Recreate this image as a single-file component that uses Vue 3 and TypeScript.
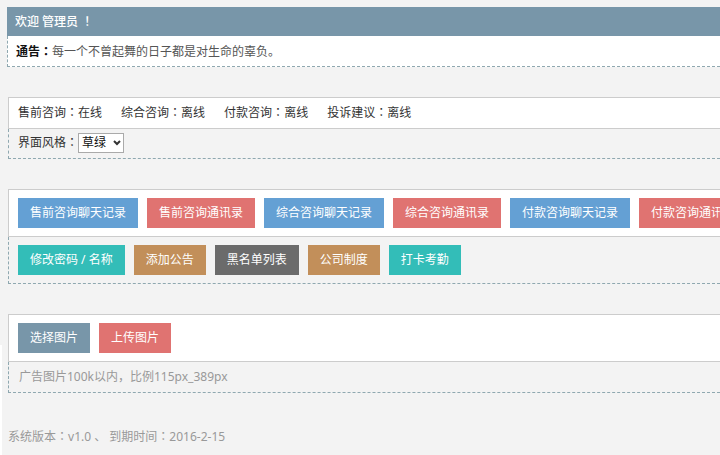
<script setup lang="ts">
import { ref } from 'vue'

interface Action {
  label: string
  tone: string
}

const theme = ref('草绿')
const themes: string[] = ['草绿', '天蓝']

const statuses: { name: string; state: string }[] = [
  { name: '售前咨询', state: '在线' },
  { name: '综合咨询', state: '离线' },
  { name: '付款咨询', state: '离线' },
  { name: '投诉建议', state: '离线' },
]

const records: Action[] = [
  { label: '售前咨询聊天记录', tone: 'blue' },
  { label: '售前咨询通讯录', tone: 'red' },
  { label: '综合咨询聊天记录', tone: 'blue' },
  { label: '综合咨询通讯录', tone: 'red' },
  { label: '付款咨询聊天记录', tone: 'blue' },
  { label: '付款咨询通讯录', tone: 'red' },
]

const tools: Action[] = [
  { label: '修改密码 / 名称', tone: 'teal' },
  { label: '添加公告', tone: 'brown' },
  { label: '黑名单列表', tone: 'gray' },
  { label: '公司制度', tone: 'brown' },
  { label: '打卡考勤', tone: 'teal' },
]

const uploads: Action[] = [
  { label: '选择图片', tone: 'slate' },
  { label: '上传图片', tone: 'red' },
]
</script>

<template>
  <main class="page">
    <section class="welcome">
      <h1 class="banner">欢迎 管理员 <span class="mark">！</span></h1>
      <p class="notice"><strong>通告<span class="mark">：</span></strong>每一个不曾起舞的日子都是对生命的辜负。</p>
    </section>

    <section class="panel">
      <div class="top statuses">
        <span v-for="s in statuses" :key="s.name">{{ s.name }}<span class="mark">：</span>{{ s.state }}</span>
      </div>
      <div class="bottom theme">
        <label for="theme">界面风格<span class="mark">：</span></label>
        <span class="picker">
          <select id="theme" v-model="theme">
            <option v-for="t in themes" :key="t">{{ t }}</option>
          </select>
          <svg class="chevron" viewBox="0 0 8 6" aria-hidden="true"><path d="M1 1 L4 4 L7 1" /></svg>
        </span>
      </div>
    </section>

    <section class="panel">
      <div class="top actions">
        <button v-for="a in records" :key="a.label" type="button" :class="['btn', a.tone]">{{ a.label }}</button>
      </div>
      <div class="bottom actions">
        <button v-for="a in tools" :key="a.label" type="button" :class="['btn', a.tone]">{{ a.label }}</button>
      </div>
    </section>

    <section class="panel">
      <div class="top actions">
        <button v-for="a in uploads" :key="a.label" type="button" :class="['btn', a.tone]">{{ a.label }}</button>
      </div>
      <p class="bottom hint">广告图片100k以内，比例115px_389px</p>
    </section>

    <footer class="footer">系统版本<span class="mark">：</span>v1.0 、 到期时间<span class="mark">：</span>2016-2-15</footer>
  </main>
</template>

<style>
body {
  margin: 0;
  background: #f3f3f3;
}
</style>

<style scoped>
.page {
  box-sizing: border-box;
  min-height: 100vh;
  padding: 7px 0 0 7px;
  overflow: hidden;
  background: linear-gradient(#fff, #fff) left bottom / 2px 110px no-repeat #f3f3f3;
  color: #333;
  font: 12px/18px "Noto Sans", "Noto Sans CJK SC", sans-serif;
}
.mark {
  font-family: "Noto Sans CJK TC", sans-serif;
  line-height: 1;
}
.welcome {
  background: #fff;
}
.banner {
  margin: 0;
  padding: 6px 8px 5px;
  background: #7896a9;
  color: #fff;
  font-size: 12px;
  font-weight: 500;
}
.notice {
  margin: 0;
  padding: 7px 8px 5px;
  border: dashed #8fa8b0;
  border-width: 0 0 1px 1px;
  color: #555;
}
.notice strong {
  color: #111;
}
.panel {
  margin: 30px 0 0 1px;
}
.top {
  padding: 8px;
  border: solid #ccc;
  border-width: 1px 0 1px 1px;
  background: #fff;
}
.bottom {
  margin: 0;
  padding: 8px;
  border: dashed #8fa8b0;
  border-width: 0 0 1px 1px;
}
.statuses {
  display: flex;
  gap: 19px;
  padding: 6px 9px;
}
.theme {
  display: flex;
  align-items: center;
  padding: 4px 9px 5px;
}
.picker {
  position: relative;
}
.picker select {
  display: block;
  appearance: none;
  box-sizing: border-box;
  width: 46px;
  height: 20px;
  padding: 0 3px;
  border: 1px solid #aaa;
  border-radius: 0;
  background: #fff;
  color: #111;
  font: inherit;
}
.chevron {
  position: absolute;
  top: 7px;
  right: 3px;
  width: 8px;
  height: 6px;
  fill: none;
  stroke: #333;
  stroke-width: 2;
  pointer-events: none;
}
.actions {
  display: flex;
  gap: 9px;
  padding: 8px 9px;
}
.btn {
  flex: none;
  padding: 6px 12px;
  border: 0;
  color: #fff;
  font: inherit;
  white-space: nowrap;
  cursor: pointer;
}
.blue { background: #64a0d4; }
.red { background: #e07371; }
.teal { background: #33bdb8; }
.brown { background: #c28f5a; }
.gray { background: #6b6b6b; }
.slate { background: #7896a9; }
.hint {
  padding: 6px 10px;
  color: #999;
}
.footer {
  padding: 35px 1px 8px;
  color: #999;
}
</style>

*CHALLENGE*. Reproduce the whole listing above word for word, but not its pictures.

*SOLUTION BELOW*.
Recreate this image as a single-file component that uses Vue 3 and TypeScript.
<script setup lang="ts">
import { ref } from 'vue'

interface Action {
  label: string
  tone: string
}

const theme = ref('草绿')
const themes: string[] = ['草绿', '天蓝']

const statuses: { name: string; state: string }[] = [
  { name: '售前咨询', state: '在线' },
  { name: '综合咨询', state: '离线' },
  { name: '付款咨询', state: '离线' },
  { name: '投诉建议', state: '离线' },
]

const records: Action[] = [
  { label: '售前咨询聊天记录', tone: 'blue' },
  { label: '售前咨询通讯录', tone: 'red' },
  { label: '综合咨询聊天记录', tone: 'blue' },
  { label: '综合咨询通讯录', tone: 'red' },
  { label: '付款咨询聊天记录', tone: 'blue' },
  { label: '付款咨询通讯录', tone: 'red' },
]

const tools: Action[] = [
  { label: '修改密码 / 名称', tone: 'teal' },
  { label: '添加公告', tone: 'brown' },
  { label: '黑名单列表', tone: 'gray' },
  { label: '公司制度', tone: 'brown' },
  { label: '打卡考勤', tone: 'teal' },
]

const uploads: Action[] = [
  { label: '选择图片', tone: 'slate' },
  { label: '上传图片', tone: 'red' },
]
</script>

<template>
  <main class="page">
    <section class="welcome">
      <h1 class="banner">欢迎 管理员 <span class="mark">！</span></h1>
      <p class="notice"><strong>通告<span class="mark">：</span></strong>每一个不曾起舞的日子都是对生命的辜负。</p>
    </section>

    <section class="panel">
      <div class="top statuses">
        <span v-for="s in statuses" :key="s.name">{{ s.name }}<span class="mark">：</span>{{ s.state }}</span>
      </div>
      <div class="bottom theme">
        <label for="theme">界面风格<span class="mark">：</span></label>
        <span class="picker">
          <select id="theme" v-model="theme">
            <option v-for="t in themes" :key="t">{{ t }}</option>
          </select>
          <svg class="chevron" viewBox="0 0 8 6" aria-hidden="true"><path d="M1 1 L4 4 L7 1" /></svg>
        </span>
      </div>
    </section>

    <section class="panel">
      <div class="top actions">
        <button v-for="a in records" :key="a.label" type="button" :class="['btn', a.tone]">{{ a.label }}</button>
      </div>
      <div class="bottom actions">
        <button v-for="a in tools" :key="a.label" type="button" :class="['btn', a.tone]">{{ a.label }}</button>
      </div>
    </section>

    <section class="panel">
      <div class="top actions">
        <button v-for="a in uploads" :key="a.label" type="button" :class="['btn', a.tone]">{{ a.label }}</button>
      </div>
      <p class="bottom hint">广告图片100k以内，比例115px_389px</p>
    </section>

    <footer class="footer">系统版本<span class="mark">：</span>v1.0 、 到期时间<span class="mark">：</span>2016-2-15</footer>
  </main>
</template>

<style>
body {
  margin: 0;
  background: #f3f3f3;
}
</style>

<style scoped>
.page {
  box-sizing: border-box;
  min-height: 100vh;
  padding: 7px 0 0 7px;
  overflow: hidden;
  background: linear-gradient(#fff, #fff) left bottom / 2px 110px no-repeat #f3f3f3;
  color: #333;
  font: 12px/18px "Noto Sans", "Noto Sans CJK SC", sans-serif;
}
.mark {
  font-family: "Noto Sans CJK TC", sans-serif;
  line-height: 1;
}
.welcome {
  background: #fff;
}
.banner {
  margin: 0;
  padding: 6px 8px 5px;
  background: #7896a9;
  color: #fff;
  font-size: 12px;
  font-weight: 500;
}
.notice {
  margin: 0;
  padding: 7px 8px 5px;
  border: dashed #8fa8b0;
  border-width: 0 0 1px 1px;
  color: #555;
}
.notice strong {
  color: #111;
}
.panel {
  margin: 30px 0 0 1px;
}
.top {
  padding: 8px;
  border: solid #ccc;
  border-width: 1px 0 1px 1px;
  background: #fff;
}
.bottom {
  margin: 0;
  padding: 8px;
  border: dashed #8fa8b0;
  border-width: 0 0 1px 1px;
}
.statuses {
  display: flex;
  gap: 19px;
  padding: 6px 9px;
}
.theme {
  display: flex;
  align-items: center;
  padding: 4px 9px 5px;
}
.picker {
  position: relative;
}
.picker select {
  display: block;
  appearance: none;
  box-sizing: border-box;
  width: 46px;
  height: 20px;
  padding: 0 3px;
  border: 1px solid #aaa;
  border-radius: 0;
  background: #fff;
  color: #111;
  font: inherit;
}
.chevron {
  position: absolute;
  top: 7px;
  right: 3px;
  width: 8px;
  height: 6px;
  fill: none;
  stroke: #333;
  stroke-width: 2;
  pointer-events: none;
}
.actions {
  display: flex;
  gap: 9px;
  padding: 8px 9px;
}
.btn {
  flex: none;
  padding: 6px 12px;
  border: 0;
  color: #fff;
  font: inherit;
  white-space: nowrap;
  cursor: pointer;
}
.blue { background: #64a0d4; }
.red { background: #e07371; }
.teal { background: #33bdb8; }
.brown { background: #c28f5a; }
.gray { background: #6b6b6b; }
.slate { background: #7896a9; }
.hint {
  padding: 6px 10px;
  color: #999;
}
.footer {
  padding: 35px 1px 8px;
  color: #999;
}
</style>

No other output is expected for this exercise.